Protesting students shut down about 15 of the 50 public technical and vocational education and training colleges (TVET) today as a result of a host of unresolved issues with the department of higher education.
Among the colleges that were forced to close are the Tshwane North and Tshwane South colleges.
Yonke Twani, president of the South African Further Education and Training Student Association (Safetsa), confirmed that more colleges would be shutting down in days to come.
Issues that Safetsa wants the department to address urgently include:
- the question of unqualified lecturers;
- inadequate funding for students from the National Student Financial Aid Scheme (NSFAS);
- late payment of allowances for accommodation and transport; and
- the lengthy delay in the issuing of certificates for courses completed.
“We are tired and it’s high time we are taken seriously.
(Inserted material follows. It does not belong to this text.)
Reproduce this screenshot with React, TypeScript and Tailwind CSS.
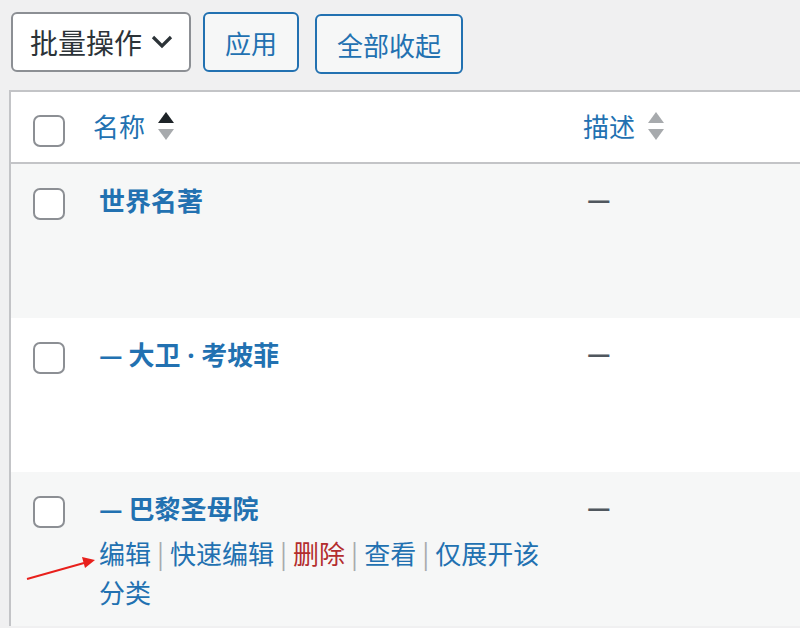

We want to express our view to society at large so that the community can pledge solidarity.”
He said that a memorandum of demands was sent to the department, adding: “The only time we will end the shutdown is when the department commits to discussing our memorandum and resolving our issues.”
A lecturer from the Ekurhuleni West College in Gauteng said the students’ demands were legitimate and that he “felt for them”.
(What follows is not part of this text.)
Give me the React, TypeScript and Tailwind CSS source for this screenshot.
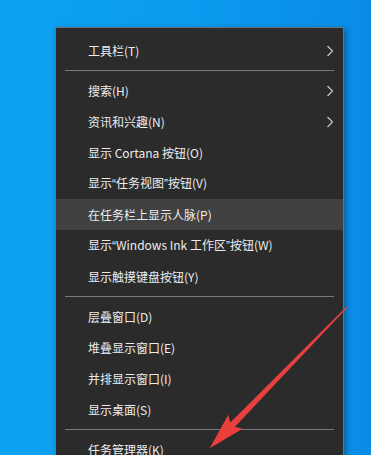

Meanwhile, Higher Education Minister Blade Nzimande appealed to organisations representing students to have discussions with his department and with the administrators of the colleges to resolve issues.
In a statement he conceded that the colleges had a long way to go before they were “at peak performance”.
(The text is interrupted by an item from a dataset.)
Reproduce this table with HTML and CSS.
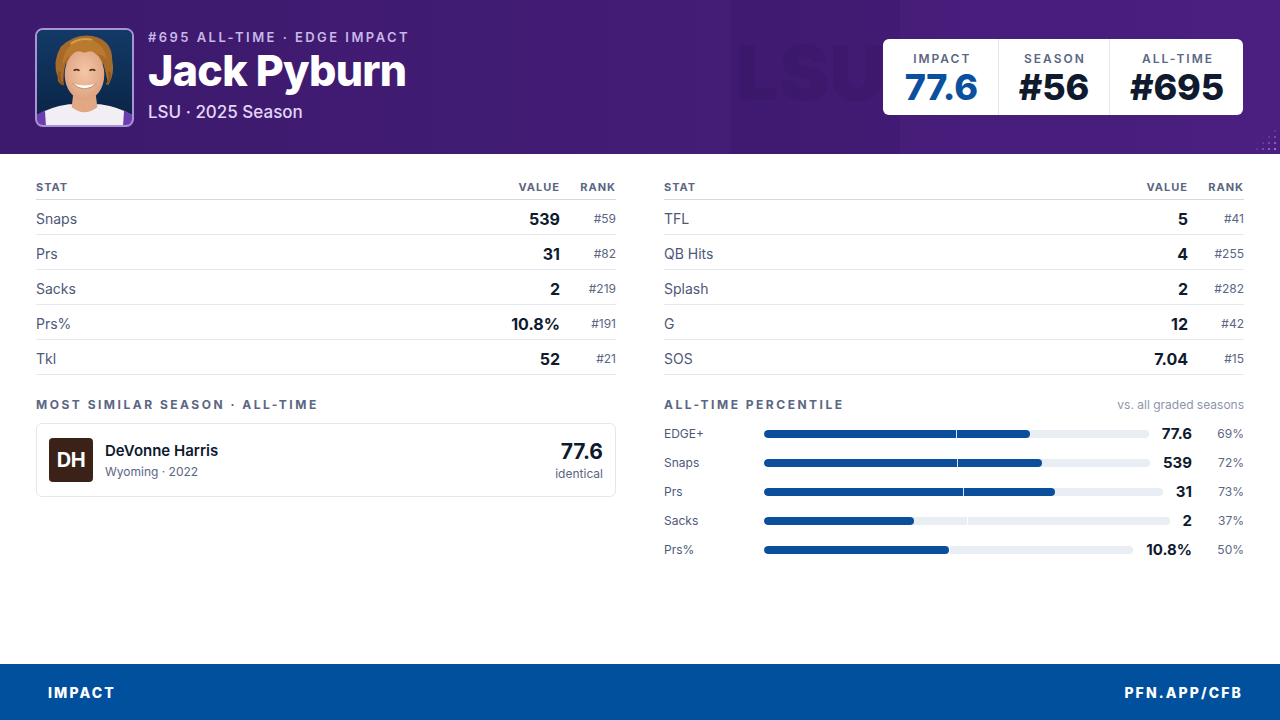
FILE: index.html
```html
<!DOCTYPE html>
<html>
<head>
<meta charset="utf-8">
<link rel="stylesheet" href="styles.css">
</head>
<body>
<div class="page">
  <header class="hero">
    <div class="band"></div>
    <div class="watermark">LSU</div>
    <div class="dots"></div>
    <div class="photo">
      <svg viewBox="0 0 96 96" width="96" height="96">
        <defs>
          <linearGradient id="bg" x1="0" y1="0" x2="0" y2="1">
            <stop offset="0" stop-color="#123a66"/>
            <stop offset="1" stop-color="#0a2344"/>
          </linearGradient>
          <radialGradient id="skin" cx="0.5" cy="0.45" r="0.6">
            <stop offset="0" stop-color="#f4c7a8"/>
            <stop offset="1" stop-color="#dc9f7c"/>
          </radialGradient>
        </defs>
        <rect width="96" height="96" fill="url(#bg)"/>
        <path d="M0 96 L0 86 Q12 78 32 75 L64 75 Q84 78 96 86 L96 96 Z" fill="#f1eff3"/>
        <path d="M0 86 Q4 83 8 81 L9 96 L0 96Z" fill="#6a3db0"/>
        <path d="M96 86 Q92 83 88 81 L87 96 L96 96Z" fill="#6a3db0"/>
        <path d="M37 62 L59 62 L61 78 Q48 88 35 78 Z" fill="#e2a884"/>
        <path d="M21 48 Q15 32 24 17 Q38 3 56 6 Q76 10 76 30 Q79 44 72 56 Q70 44 67 34 L29 34 Q26 44 27 56 Q20 54 21 48Z" fill="#a66a2b"/>
        <ellipse cx="48" cy="45" rx="20" ry="26" fill="url(#skin)"/>
        <path d="M26 36 Q26 14 46 10 Q66 8 71 30 Q66 24 60 25 Q56 19 48 23 Q40 19 35 25 Q29 27 26 36Z" fill="#b9792f"/>
        <path d="M34 14 Q44 7 56 10" stroke="#d49e50" stroke-width="2" fill="none"/>
        <path d="M23 42 Q21 50 26 55" stroke="#8c5520" stroke-width="2" fill="none"/>
        <path d="M73 42 Q75 50 70 55" stroke="#8c5520" stroke-width="2" fill="none"/>
        <path d="M36 54 Q48 65 60 54 Q48 58 36 54Z" fill="#ffffff"/>
        <path d="M36 54 Q48 65 60 54" stroke="#b0705a" stroke-width="0.8" fill="none"/>
        <path d="M37 41 Q40 39 43 41" stroke="#4e3024" stroke-width="1.6" fill="none"/>
        <path d="M53 41 Q56 39 59 41" stroke="#4e3024" stroke-width="1.6" fill="none"/>
      </svg>
    </div>
    <div class="intro">
      <div class="eyebrow">#695 ALL-TIME · EDGE IMPACT</div>
      <h1 class="name">Jack Pyburn</h1>
      <div class="sub">LSU · 2025 Season</div>
    </div>
    <div class="scorebox">
      <div class="score">
        <div class="score-label">IMPACT</div>
        <div class="score-value blue">77.6</div>
      </div>
      <div class="score">
        <div class="score-label">SEASON</div>
        <div class="score-value">#56</div>
      </div>
      <div class="score">
        <div class="score-label">ALL-TIME</div>
        <div class="score-value">#695</div>
      </div>
    </div>
  </header>

  <main class="content">
    <section class="col">
      <div class="table">
        <div class="trow thead"><span class="c-stat">STAT</span><span class="c-val">VALUE</span><span class="c-rank">RANK</span></div>
        <div class="trow"><span class="c-stat">Snaps</span><span class="c-val">539</span><span class="c-rank">#59</span></div>
        <div class="trow"><span class="c-stat">Prs</span><span class="c-val">31</span><span class="c-rank">#82</span></div>
        <div class="trow"><span class="c-stat">Sacks</span><span class="c-val">2</span><span class="c-rank">#219</span></div>
        <div class="trow"><span class="c-stat">Prs%</span><span class="c-val">10.8%</span><span class="c-rank">#191</span></div>
        <div class="trow"><span class="c-stat">Tkl</span><span class="c-val">52</span><span class="c-rank">#21</span></div>
      </div>
      <div class="section-head"><span class="section-title">MOST SIMILAR SEASON · ALL-TIME</span></div>
      <div class="card">
        <div class="avatar">DH</div>
        <div class="card-info">
          <div class="card-name">DeVonne Harris</div>
          <div class="card-sub">Wyoming · 2022</div>
        </div>
        <div class="card-score">
          <div class="card-num">77.6</div>
          <div class="card-note">identical</div>
        </div>
      </div>
    </section>

    <section class="col">
      <div class="table">
        <div class="trow thead"><span class="c-stat">STAT</span><span class="c-val">VALUE</span><span class="c-rank">RANK</span></div>
        <div class="trow"><span class="c-stat">TFL</span><span class="c-val">5</span><span class="c-rank">#41</span></div>
        <div class="trow"><span class="c-stat">QB Hits</span><span class="c-val">4</span><span class="c-rank">#255</span></div>
        <div class="trow"><span class="c-stat">Splash</span><span class="c-val">2</span><span class="c-rank">#282</span></div>
        <div class="trow"><span class="c-stat">G</span><span class="c-val">12</span><span class="c-rank">#42</span></div>
        <div class="trow"><span class="c-stat">SOS</span><span class="c-val">7.04</span><span class="c-rank">#15</span></div>
      </div>
      <div class="section-head">
        <span class="section-title">ALL-TIME PERCENTILE</span>
        <span class="section-note">vs. all graded seasons</span>
      </div>
      <div class="bars">
        <div class="bar-row"><span class="bar-label">EDGE+</span><div class="track"><div class="fill" style="width:69%"></div><div class="mid"></div></div><span class="bar-val">77.6</span><span class="bar-pct">69%</span></div>
        <div class="bar-row"><span class="bar-label">Snaps</span><div class="track"><div class="fill" style="width:72%"></div><div class="mid"></div></div><span class="bar-val">539</span><span class="bar-pct">72%</span></div>
        <div class="bar-row"><span class="bar-label">Prs</span><div class="track"><div class="fill" style="width:73%"></div><div class="mid"></div></div><span class="bar-val">31</span><span class="bar-pct">73%</span></div>
        <div class="bar-row"><span class="bar-label">Sacks</span><div class="track"><div class="fill" style="width:37%"></div><div class="mid"></div></div><span class="bar-val">2</span><span class="bar-pct">37%</span></div>
        <div class="bar-row"><span class="bar-label">Prs%</span><div class="track"><div class="fill" style="width:50%"></div><div class="mid"></div></div><span class="bar-val">10.8%</span><span class="bar-pct">50%</span></div>
      </div>
    </section>
  </main>

  <footer class="footer">
    <span class="foot-text">IMPACT</span>
    <span class="foot-text">PFN.APP/CFB</span>
  </footer>
</div>
</body>
</html>
```

FILE: styles.css
```css
* { box-sizing: border-box; margin: 0; padding: 0; }
html, body { width: 1280px; height: 720px; overflow: hidden; }
body { font-family: Inter, "Noto Sans", sans-serif; background: #ffffff; color: #0f1a2e; }

.page { width: 1280px; height: 720px; display: flex; flex-direction: column; }

.hero {
  position: relative;
  height: 154px;
  flex: 0 0 154px;
  display: flex;
  align-items: center;
  padding: 0 37px 0 35px;
  background: linear-gradient(90deg, #3d1a6d 0%, #421c74 45%, #4a1f80 100%);
  overflow: hidden;
}
.band {
  position: absolute; left: 730px; top: 0; width: 170px; height: 154px;
  background: rgba(20, 6, 50, 0.08);
}
.watermark {
  position: absolute; left: 736px; top: 34px;
  font-size: 76px; font-weight: 900; letter-spacing: 0px;
  color: rgba(25, 8, 60, 0.10);
  line-height: 1;
}
.dots {
  position: absolute; right: 0; bottom: 0; width: 32px; height: 26px;
  background-image: radial-gradient(circle, rgba(190, 160, 245, 0.7) 1px, transparent 1.5px);
  background-size: 6px 6px;
  -webkit-mask-image: linear-gradient(135deg, transparent 40%, #000 85%);
  mask-image: linear-gradient(135deg, transparent 40%, #000 85%);
}

.photo {
  position: relative;
  width: 99px; height: 99px;
  border: 2px solid #a893d4;
  border-radius: 8px;
  overflow: hidden;
  flex: 0 0 auto;
  margin-top: 1px;
}
.photo svg { display: block; width: 100%; height: 100%; }

.intro { position: relative; margin-left: 14px; display: flex; flex-direction: column; margin-top: -2px; }
.eyebrow { font-size: 13px; font-weight: 600; letter-spacing: 2.45px; color: #c9b8e8; line-height: 16px; }
.name { font-size: 43px; font-weight: 800; color: #ffffff; line-height: 46px; letter-spacing: -0.7px; margin-top: 2px; }
.sub { font-size: 17px; font-weight: 500; color: #e2d6f6; line-height: 22px; margin-top: 8px; }

.scorebox {
  position: relative;
  margin-left: auto;
  display: flex;
  background: #ffffff;
  border-radius: 6px;
  height: 76px;
  margin-top: 0px;
}
.score {
  display: flex; flex-direction: column; align-items: center;
  padding: 13px 20px 0;
  border-left: 1px solid #e3e6ee;
}
.score:first-child { border-left: none; padding-left: 22px; }
.score:last-child { padding-right: 19px; }
.score-label { font-size: 12px; font-weight: 600; letter-spacing: 2px; color: #5b6683; line-height: 14px; padding-left: 2px; }
.score-value { font-size: 36px; font-weight: 800; color: #0f1a2e; line-height: 40px; margin-top: 1px; letter-spacing: -0.2px; }
.score-value.blue { color: #0b509e; }

.content {
  flex: 1;
  display: grid;
  grid-template-columns: 1fr 1fr;
  column-gap: 48px;
  padding: 27px 36px 0;
}
.col { display: flex; flex-direction: column; }

.table { display: flex; flex-direction: column; }
.trow {
  display: flex; align-items: center;
  height: 35px;
  padding-top: 3px;
  border-bottom: 1px solid #e6e8ef;
}
.trow.thead {
  height: 19px; align-items: flex-start;
  padding-top: 0;
  border-bottom: 1px solid #d4d7e4;
}
.trow.thead span { margin-top: -1px; }
.c-stat { flex: 1; font-size: 14px; color: #4d5878; }
.c-val { font-size: 16px; font-weight: 700; color: #0f1a2e; text-align: right; }
.c-rank { width: 56px; text-align: right; font-size: 12px; color: #5b6683; }
.thead span { font-size: 11px; font-weight: 700; letter-spacing: 1px; color: #5b6683; line-height: 14px; }

.section-head {
  display: flex; justify-content: space-between; align-items: center;
  margin-top: 22px; height: 14px;
}
.section-title { font-size: 12px; font-weight: 700; letter-spacing: 2.5px; color: #5b6683; }
.section-note { font-size: 12px; color: #8d95ab; }

.card {
  margin-top: 12px;
  display: flex; align-items: center;
  border: 1px solid #e5e7ee;
  border-radius: 6px;
  padding: 14px 12px 14px 12px;
  height: 74px;
}
.avatar {
  width: 44px; height: 44px;
  background: #3b2219;
  border-radius: 4px;
  color: #ffffff; font-weight: 700; font-size: 20px;
  display: flex; align-items: center; justify-content: center;
  letter-spacing: -0.5px;
}
.card-info { margin-left: 12px; flex: 1; display: flex; flex-direction: column; }
.card-name { font-size: 15px; font-weight: 600; color: #0f1a2e; line-height: 20px; }
.card-sub { font-size: 12px; color: #5b6683; line-height: 16px; margin-top: 3px; }
.card-score { display: flex; flex-direction: column; align-items: flex-end; }
.card-num { font-size: 21px; font-weight: 700; color: #0f1a2e; line-height: 26px; }
.card-note { font-size: 12px; color: #5b6683; line-height: 16px; margin-top: 1px; }

.bars { margin-top: 8px; display: flex; flex-direction: column; }
.bar-row { display: flex; align-items: center; height: 29px; }
.bar-label { width: 100px; font-size: 12px; color: #4d5878; }
.track {
  position: relative;
  flex: 1; height: 8px;
  background: #e9edf4;
  border-radius: 4px;
  overflow: hidden;
}
.fill { height: 100%; background: #0b4f9c; border-radius: 4px; }
.mid { position: absolute; left: 50%; top: 0; width: 1px; height: 100%; background: rgba(255,255,255,0.85); }
.bar-val { margin-left: 13px; font-size: 15px; font-weight: 700; color: #0f1a2e; }
.bar-pct { width: 52px; text-align: right; font-size: 12px; color: #5b6683; }

.footer {
  flex: 0 0 56px;
  background: #00509e;
  display: flex; justify-content: space-between; align-items: center;
  padding: 0 37px 0 48px;
}
.foot-text { color: #ffffff; font-size: 14px; font-weight: 800; letter-spacing: 2.1px; }
```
He said that although only 12 283 students in TVET colleges received NSFAS funding in 2007, the figure reached 256 904 last year.
Funding for students at TVET colleges increased from R66.7-million to over R2.3-billion last year.
Nzimande said that TVET colleges would make 207 510 places available to new entrants this year.
The Mail & Guardian reported late last year that enrolment at TVET colleges would be capped at 710 535 from this year until the end of 2019 because of fiscal constraints.